Nov. 3, 2016 (EIRNS)—Peter Zwack, a retired brigadier general who is now the Senior Russia-Eurasia Fellow for the National Defense University’s Institute for National Security Studies, called for re-opening the dialogue between Washington and Moscow that existed during the Cold War, in an op-ed that was published by CNN on Oct. 28. The military tension between the US and Russia "is taking place against the backdrop of the withering of long-standing arms control regimens," Zwack reports.
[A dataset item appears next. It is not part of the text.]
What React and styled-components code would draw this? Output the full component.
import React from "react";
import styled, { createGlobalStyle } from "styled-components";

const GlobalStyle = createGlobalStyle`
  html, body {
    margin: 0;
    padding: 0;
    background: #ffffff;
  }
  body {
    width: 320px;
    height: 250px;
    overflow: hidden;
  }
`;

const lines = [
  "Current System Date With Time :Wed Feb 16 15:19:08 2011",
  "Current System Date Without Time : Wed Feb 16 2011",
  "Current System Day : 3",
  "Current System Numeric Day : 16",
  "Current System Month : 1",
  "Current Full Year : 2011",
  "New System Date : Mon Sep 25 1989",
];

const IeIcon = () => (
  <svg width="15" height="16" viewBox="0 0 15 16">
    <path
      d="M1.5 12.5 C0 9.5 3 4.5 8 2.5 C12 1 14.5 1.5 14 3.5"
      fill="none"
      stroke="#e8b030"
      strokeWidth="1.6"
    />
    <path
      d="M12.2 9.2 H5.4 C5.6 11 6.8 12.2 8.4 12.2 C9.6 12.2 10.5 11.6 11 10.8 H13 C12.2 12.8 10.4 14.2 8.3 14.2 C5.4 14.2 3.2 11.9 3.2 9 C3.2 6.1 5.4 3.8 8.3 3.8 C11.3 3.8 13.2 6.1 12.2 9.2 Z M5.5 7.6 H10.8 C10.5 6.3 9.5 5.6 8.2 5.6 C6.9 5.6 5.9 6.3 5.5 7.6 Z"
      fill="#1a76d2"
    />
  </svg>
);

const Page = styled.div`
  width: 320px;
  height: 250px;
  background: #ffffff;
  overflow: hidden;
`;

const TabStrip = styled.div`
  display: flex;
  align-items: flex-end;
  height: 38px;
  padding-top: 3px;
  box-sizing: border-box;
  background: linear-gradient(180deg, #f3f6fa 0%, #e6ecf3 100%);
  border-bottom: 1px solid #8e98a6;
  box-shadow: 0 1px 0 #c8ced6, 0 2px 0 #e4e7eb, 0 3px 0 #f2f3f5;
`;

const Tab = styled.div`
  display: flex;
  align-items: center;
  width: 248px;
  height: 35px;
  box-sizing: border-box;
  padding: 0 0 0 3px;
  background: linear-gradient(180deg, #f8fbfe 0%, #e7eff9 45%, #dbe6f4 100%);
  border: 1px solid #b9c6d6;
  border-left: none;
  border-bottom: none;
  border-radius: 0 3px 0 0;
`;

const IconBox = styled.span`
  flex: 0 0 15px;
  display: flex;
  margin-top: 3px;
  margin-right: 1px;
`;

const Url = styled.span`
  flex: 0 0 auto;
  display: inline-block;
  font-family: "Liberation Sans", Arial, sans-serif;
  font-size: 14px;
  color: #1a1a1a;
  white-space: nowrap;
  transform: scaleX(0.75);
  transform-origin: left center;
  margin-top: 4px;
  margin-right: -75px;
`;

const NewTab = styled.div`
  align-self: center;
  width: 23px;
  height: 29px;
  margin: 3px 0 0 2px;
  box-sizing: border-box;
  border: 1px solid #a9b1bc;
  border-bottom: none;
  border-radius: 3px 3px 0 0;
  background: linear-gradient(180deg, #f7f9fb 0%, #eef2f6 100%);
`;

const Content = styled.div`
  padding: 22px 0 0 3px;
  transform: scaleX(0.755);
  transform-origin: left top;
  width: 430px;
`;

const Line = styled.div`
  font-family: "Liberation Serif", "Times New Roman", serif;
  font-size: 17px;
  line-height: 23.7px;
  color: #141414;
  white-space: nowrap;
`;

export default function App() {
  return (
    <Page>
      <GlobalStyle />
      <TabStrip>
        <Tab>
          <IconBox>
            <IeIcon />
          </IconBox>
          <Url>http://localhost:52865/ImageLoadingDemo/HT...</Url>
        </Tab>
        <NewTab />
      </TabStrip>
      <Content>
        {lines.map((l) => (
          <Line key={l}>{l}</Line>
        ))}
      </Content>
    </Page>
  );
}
Zwack notes that the Cooperative Threat Reduction Program and the Anti-Ballistic Missile Treaty have already been cancelled—though he fails to note that the ABM Treaty was cancelled by the United States—and that several other arms control treaties are being questioned.

"This is important—and tragic—because besides reducing and regulating dangerous weapons and warheads, these treaties and conventions, built over decades of hard negotiation, were a key confidence-building measure during the Cold War and breakup of the Soviet Union,"

Zwack writes.

"Today, that confidence-building cushion is dangerously ’bone-on-bone’ and must be rejuvenated before the whole process collapses and we enter an all-out arms race."

As is common, he blames Russia without acknowledging that Russia is responding to the strategic threat presented by the United States, but nonetheless calls for re-opening the channels of communication that existed until a few years ago, "before we are inevitably engulfed by a cyber-fast crisis or incident."